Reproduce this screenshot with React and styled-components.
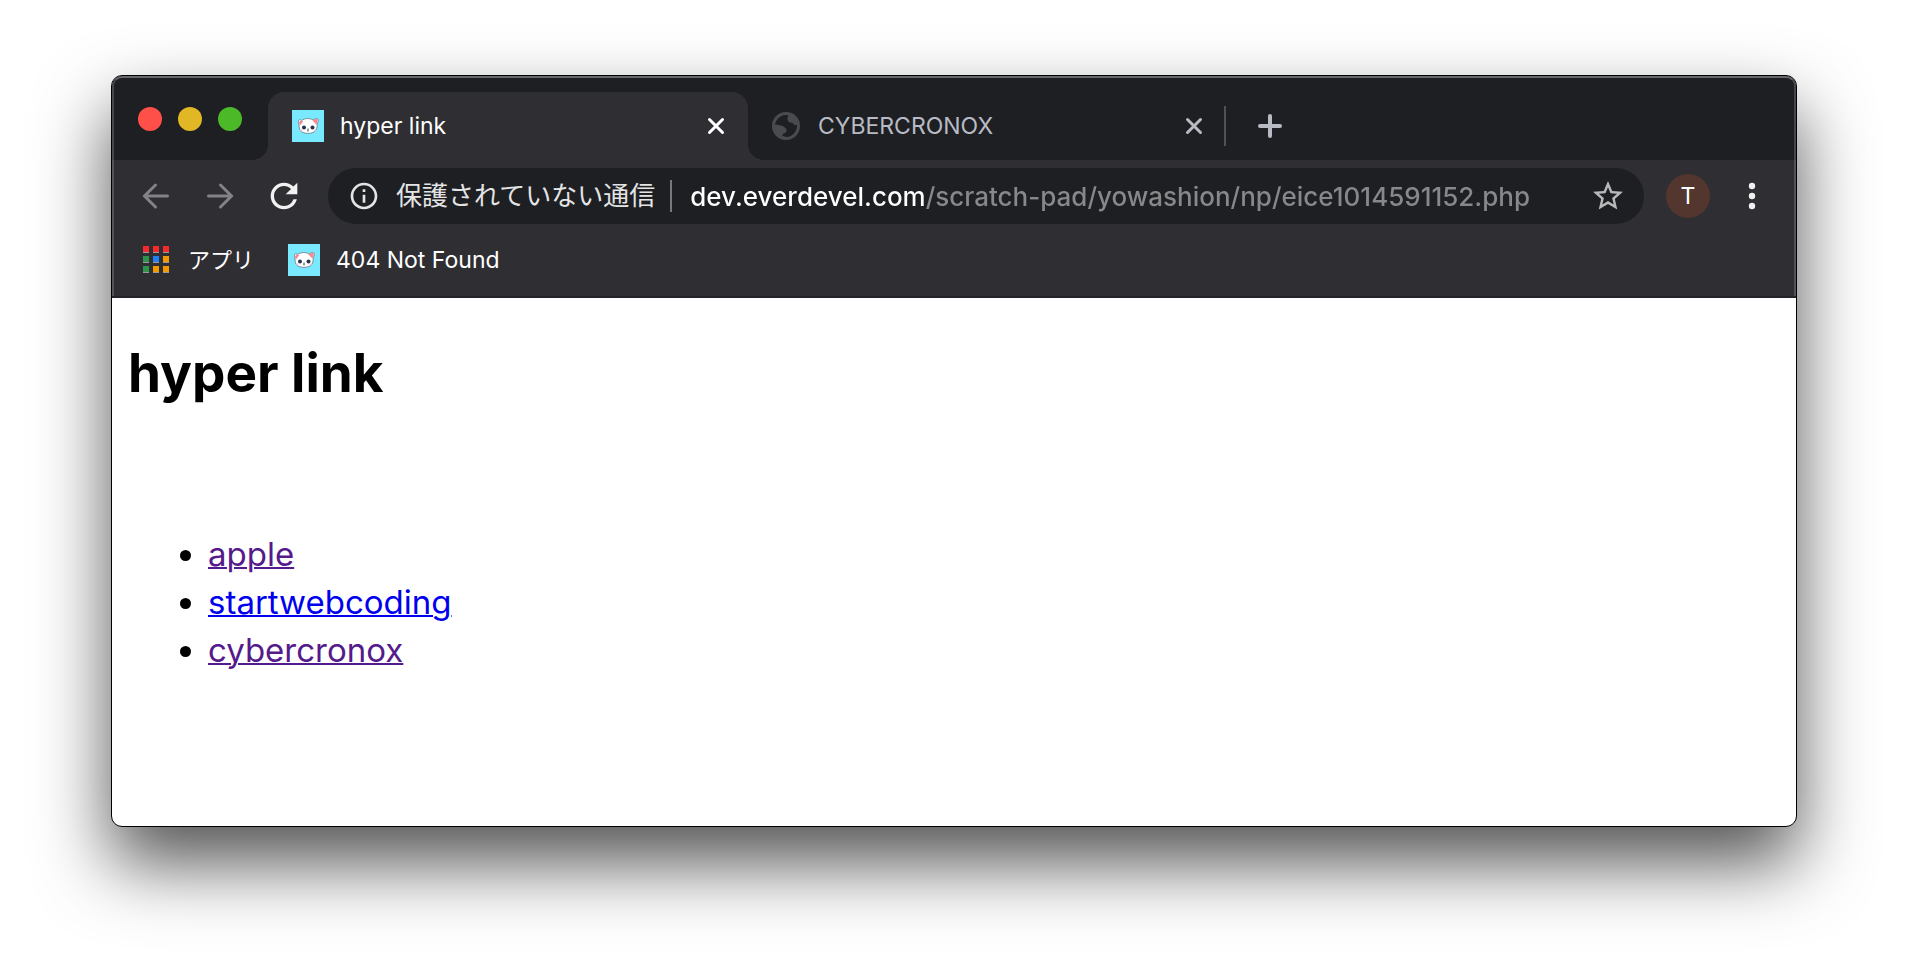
import React from 'react';
import styled, { createGlobalStyle, css } from 'styled-components';
import { MdRefresh, MdInfoOutline, MdStarBorder } from 'react-icons/md';

const GlobalStyle = createGlobalStyle`
  * {
    box-sizing: border-box;
  }
  body {
    margin: 0;
    background-color: #fff;
    font-family: Inter, 'Noto Sans CJK JP', sans-serif;
  }
  button {
    border: 0;
    padding: 0;
    background: none;
    font: inherit;
    color: inherit;
  }
  svg {
    display: block;
    flex-shrink: 0;
  }
`

const Desktop = styled.div`
  min-height: 100vh;
  padding: 75px 111px 147px;
  display: flex;
  overflow: hidden;
`

const BrowserWindow = styled.div`
  flex: 1;
  min-width: 0;
  display: flex;
  flex-direction: column;
  border: 1px solid #000;
  border-radius: 11px;
  background-color: #fff;
  box-shadow: 0 36px 72px rgba(0, 0, 0, 0.68);
`

const Header = styled.header`
  position: relative;
  background-color: #2f2e33;
  border-bottom: 2px solid #232427;
  border-radius: 10px 10px 0 0;
  overflow: hidden;

  &::after {
    content: '';
    position: absolute;
    inset: 0 0 -2px;
    border: 2px solid rgba(255, 255, 255, 0.18);
    border-top-color: #66686a;
    border-bottom: 0;
    border-radius: 10px 10px 0 0;
    pointer-events: none;
  }
`

const TabStrip = styled.div`
  display: flex;
  height: 84px;
  background-color: #1e1f23;
`

const Lights = styled.div`
  display: flex;
  align-items: center;
  gap: 16px;
  padding: 2px 26px 0;
`

const Light = styled.button`
  width: 24px;
  height: 24px;
  border-radius: 50%;
  background-color: ${props => props.$color};
`

const Tabs = styled.div`
  flex: 1;
  display: flex;
  align-items: center;
  margin-top: 16px;
  height: 68px;
`

const flare = css`
  content: '';
  position: absolute;
  bottom: 0;
  width: 16px;
  height: 16px;
`

const Tab = styled.div`
  position: relative;
  flex: 0 1 480px;
  height: 68px;
  display: flex;
  align-items: center;
  padding: 0 16px 0 24px;
  color: #b9bbc4;

  & + & {
    margin-left: -2px;
  }

  ${props => props.$active && css`
    background-color: #2f2e33;
    border-radius: 16px 16px 0 0;
    color: #fff;

    &::before {
      ${flare}
      left: -16px;
      background: radial-gradient(circle at 0 0, transparent 16px, #2f2e33 16px);
    }
    &::after {
      ${flare}
      right: -16px;
      background: radial-gradient(circle at 100% 0, transparent 16px, #2f2e33 16px);
    }
  `}
`

const TabTitle = styled.span`
  flex: 1;
  margin-left: 16px;
  font-size: 23px;
  line-height: 32px;
  white-space: nowrap;
`

const TabButton = styled.button`
  width: 32px;
  height: 32px;
  display: flex;
  align-items: center;
  justify-content: center;
`

const TabDivider = styled.div`
  width: 2px;
  height: 40px;
  margin: 0 28px 0 -2px;
  background-color: #505155;
`

const NewTabButton = styled(TabButton)`
  color: #b9bbc4;
`

const Toolbar = styled.div`
  display: flex;
  align-items: center;
  padding: 8px 12px;
`

const ToolButton = styled.button`
  width: 64px;
  height: 56px;
  display: flex;
  align-items: center;
  justify-content: center;
  color: ${props => props.disabled ? '#838387' : '#f1f1f2'};
`

const Omnibox = styled.form`
  flex: 1;
  height: 56px;
  margin: 0 22px 0 12px;
  padding: 0 18px 0 20px;
  display: flex;
  align-items: center;
  border-radius: 28px;
  background-color: #1e1f23;
`

const SiteInfo = styled.button`
  display: flex;
  align-items: center;
  gap: 16px;
  color: #e4e4e5;
  font-size: 26px;
  line-height: 32px;
  white-space: nowrap;
`

const OmniboxDivider = styled.div`
  width: 2px;
  height: 32px;
  margin: 0 18px 0 15px;
  background-color: #77787b;
`

const UrlInput = styled.input`
  flex: 1;
  min-width: 0;
  height: 40px;
  border: 0;
  padding: 0;
  outline: 0;
  font-family: inherit;
  font-size: 26px;
  font-weight: 500;
  background: linear-gradient(to right, #fff 236px, #87888a 236px);
  -webkit-background-clip: text;
  background-clip: text;
  color: transparent;
`

const StarButton = styled.button`
  color: #b8b9bb;
`

const Avatar = styled.button`
  width: 44px;
  height: 44px;
  margin-right: 10px;
  border-radius: 50%;
  background-color: #53372e;
  color: #fff;
  font-size: 23px;
  line-height: 44px;
`

const BookmarkBar = styled.nav`
  display: flex;
  align-items: center;
  height: 64px;
  padding: 0 28px 8px;
  gap: 34px;
`

const Bookmark = styled.a`
  display: flex;
  align-items: center;
  gap: 16px;
  color: #fff;
  font-size: 23px;
  line-height: 32px;
  text-decoration: none;

  &:lang(ja) {
    font-size: 22px;
  }
`

const Page = styled.main`
  padding: 0 16px;
  color: #000;
`

const Title = styled.h1`
  margin: 39px 0 121px;
  font-size: 53px;
  line-height: 72px;
`

const LinkList = styled.ul`
  margin: 0;
  padding-left: 80px;
  font-size: 33px;
  line-height: 48px;
`

const PageLink = styled.a`
  color: ${props => props.$visited ? '#551a8b' : '#0000ee'};
  text-decoration: underline;
  text-decoration-thickness: 2px;
`

const links = [
  { name: 'apple', visited: true },
  { name: 'startwebcoding', visited: false },
  { name: 'cybercronox', visited: true }
]

const appColors = [
  '#f6292c', '#f6292c', '#f6292c',
  '#2d9549', '#1f80f5', '#f29900',
  '#2d9549', '#f29900', '#f29900'
]

const CatIcon = () => (
  <svg width="32" height="32" viewBox="0 0 32 32">
    <path fill="#79e9ff" d="M0 0h32v32H0z" />
    <path fill="#fff" stroke="#67757e" strokeWidth="0.8" d="M9.500 10.500C7 8.500 5.800 10.500 7 13C6.800 15 7 18 8 20C10 24.500 22 24.500 24 20C25 18 25.500 16 25 14C27 11 26.500 8 24.500 8.500C23 9 22 9.500 21 10C18 8 13 8 9.500 10.500Z" />
    <path fill="#ff8291" d="M20.500 10.500l4.500-2q1.500 2-.6 6zM7.600 16l-.4-4q1.500-2 4-.8z" />
    <circle cx="12" cy="17.500" r="2" fill="#26354d" />
    <circle cx="20.500" cy="17.500" r="2" fill="#26354d" />
    <circle cx="9.500" cy="20" r="1.200" fill="#ffd5dc" />
    <circle cx="22.500" cy="20" r="1.200" fill="#ffd5dc" />
    <path stroke="#3c3c44" strokeWidth="1" d="M16 18.500v3" />
  </svg>
)

const GlobeIcon = () => (
  <svg width="32" height="32" viewBox="0 0 32 32">
    <circle cx="16" cy="16" r="14" fill="#4a4b4f" />
    <path fill="#1e1f23" d="M5 14.500C6 9.500 10 5.500 15.500 5L18.500 5.500C17 8 17 10 18.500 11.500C20 13 23 12 24 14.500C25 15.500 26 15 27 14.500C27.500 20 24 26 17 27L12.500 26C12 24 13 23.500 15 23C17 22 17.500 19 15 18C14 16 12 15.500 5 14.500Z" />
  </svg>
)

const CloseIcon = () => (
  <svg width="18" height="18" viewBox="0 0 18 18" stroke="currentColor" strokeWidth="3" strokeLinecap="round">
    <path d="M2.500 2.500l13 13M15.500 2.500l-13 13" />
  </svg>
)

const PlusIcon = () => (
  <svg width="24" height="24" viewBox="0 0 24 24" stroke="currentColor" strokeWidth="4" strokeLinecap="round">
    <path d="M12 2v20M2 12h20" />
  </svg>
)

const ArrowIcon = ({ forward }) => (
  <svg width="28" height="28" viewBox="0 0 28 28" fill="none" stroke="currentColor" strokeWidth="3" strokeLinecap="round">
    <path d={forward ? 'M2.500 14H25M14.500 3L25.500 14L14.500 25' : 'M25.500 14H3M13.500 3L2.500 14L13.500 25'} />
  </svg>
)

const AppsIcon = () => (
  <svg width="32" height="32" viewBox="0 0 32 32">
    {appColors.map((color, i) => (
      <g key={i} transform={`translate(${3 + (i % 3) * 10} ${2 + Math.floor(i / 3) * 10})`}>
        <path fill="#9a9a9a" d="M0 6h6v1H0z" />
        <path fill={color} d="M0 0h6v6H0z" />
      </g>
    ))}
  </svg>
)

const MenuIcon = () => (
  <svg width="8" height="28" viewBox="0 0 8 28" fill="currentColor">
    <circle cx="4" cy="4" r="3.200" />
    <circle cx="4" cy="14" r="3.200" />
    <circle cx="4" cy="24" r="3.200" />
  </svg>
)

class App extends React.Component {
  constructor(props) {
    super(props)
    this.state = {
      url: 'dev.everdevel.com/scratch-pad/yowashion/np/eice1014591152.php'
    }
  }

  render() {
    const { url } = this.state
    return (
      <>
        <GlobalStyle />
        <Desktop>
          <BrowserWindow>
            <Header>
              <TabStrip>
                <Lights>
                  <Light $color='#ff4f49' aria-label='Close window' />
                  <Light $color='#e1b726' aria-label='Minimize' />
                  <Light $color='#4bb928' aria-label='Zoom' />
                </Lights>
                <Tabs>
                  <Tab $active>
                    <CatIcon />
                    <TabTitle>hyper link</TabTitle>
                    <TabButton aria-label='Close tab'><CloseIcon /></TabButton>
                  </Tab>
                  <Tab>
                    <GlobeIcon />
                    <TabTitle>CYBERCRONOX</TabTitle>
                    <TabButton aria-label='Close tab'><CloseIcon /></TabButton>
                  </Tab>
                  <TabDivider />
                  <NewTabButton aria-label='New tab'><PlusIcon /></NewTabButton>
                </Tabs>
              </TabStrip>
              <Toolbar>
                <ToolButton disabled aria-label='Back'><ArrowIcon /></ToolButton>
                <ToolButton disabled aria-label='Forward'><ArrowIcon forward /></ToolButton>
                <ToolButton aria-label='Reload'><MdRefresh size={40} /></ToolButton>
                <Omnibox onSubmit={e => e.preventDefault()}>
                  <SiteInfo type='button'>
                    <MdInfoOutline size={32} />
                    保護されていない通信
                  </SiteInfo>
                  <OmniboxDivider />
                  <UrlInput
                    aria-label='Address'
                    value={url}
                    onChange={e => this.setState({ url: e.target.value })}
                  />
                  <StarButton type='button' aria-label='Bookmark'><MdStarBorder size={36} /></StarButton>
                </Omnibox>
                <Avatar aria-label='Profile'>T</Avatar>
                <ToolButton aria-label='Menu'><MenuIcon /></ToolButton>
              </Toolbar>
              <BookmarkBar>
                <Bookmark href='#' lang='ja'><AppsIcon />アプリ</Bookmark>
                <Bookmark href='#'><CatIcon />404 Not Found</Bookmark>
              </BookmarkBar>
            </Header>
            <Page>
              <Title>hyper link</Title>
              <LinkList>
                {links.map(link =>
                  <li key={link.name}>
                    <PageLink href='#' $visited={link.visited}>{link.name}</PageLink>
                  </li>
                )}
              </LinkList>
            </Page>
          </BrowserWindow>
        </Desktop>
      </>
    )
  }
}

export default App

:::::

== Task goal ==
Give again, word for word, every line from the top of the data through the line with "MdRefresh, MdInfoOutline, MdStarBorder", both ends included, and exclude the pictures.

== Response below ==
Reproduce this screenshot with React and styled-components.
import React from 'react';
import styled, { createGlobalStyle, css } from 'styled-components';
import { MdRefresh, MdInfoOutline, MdStarBorder } from 'react-icons/md';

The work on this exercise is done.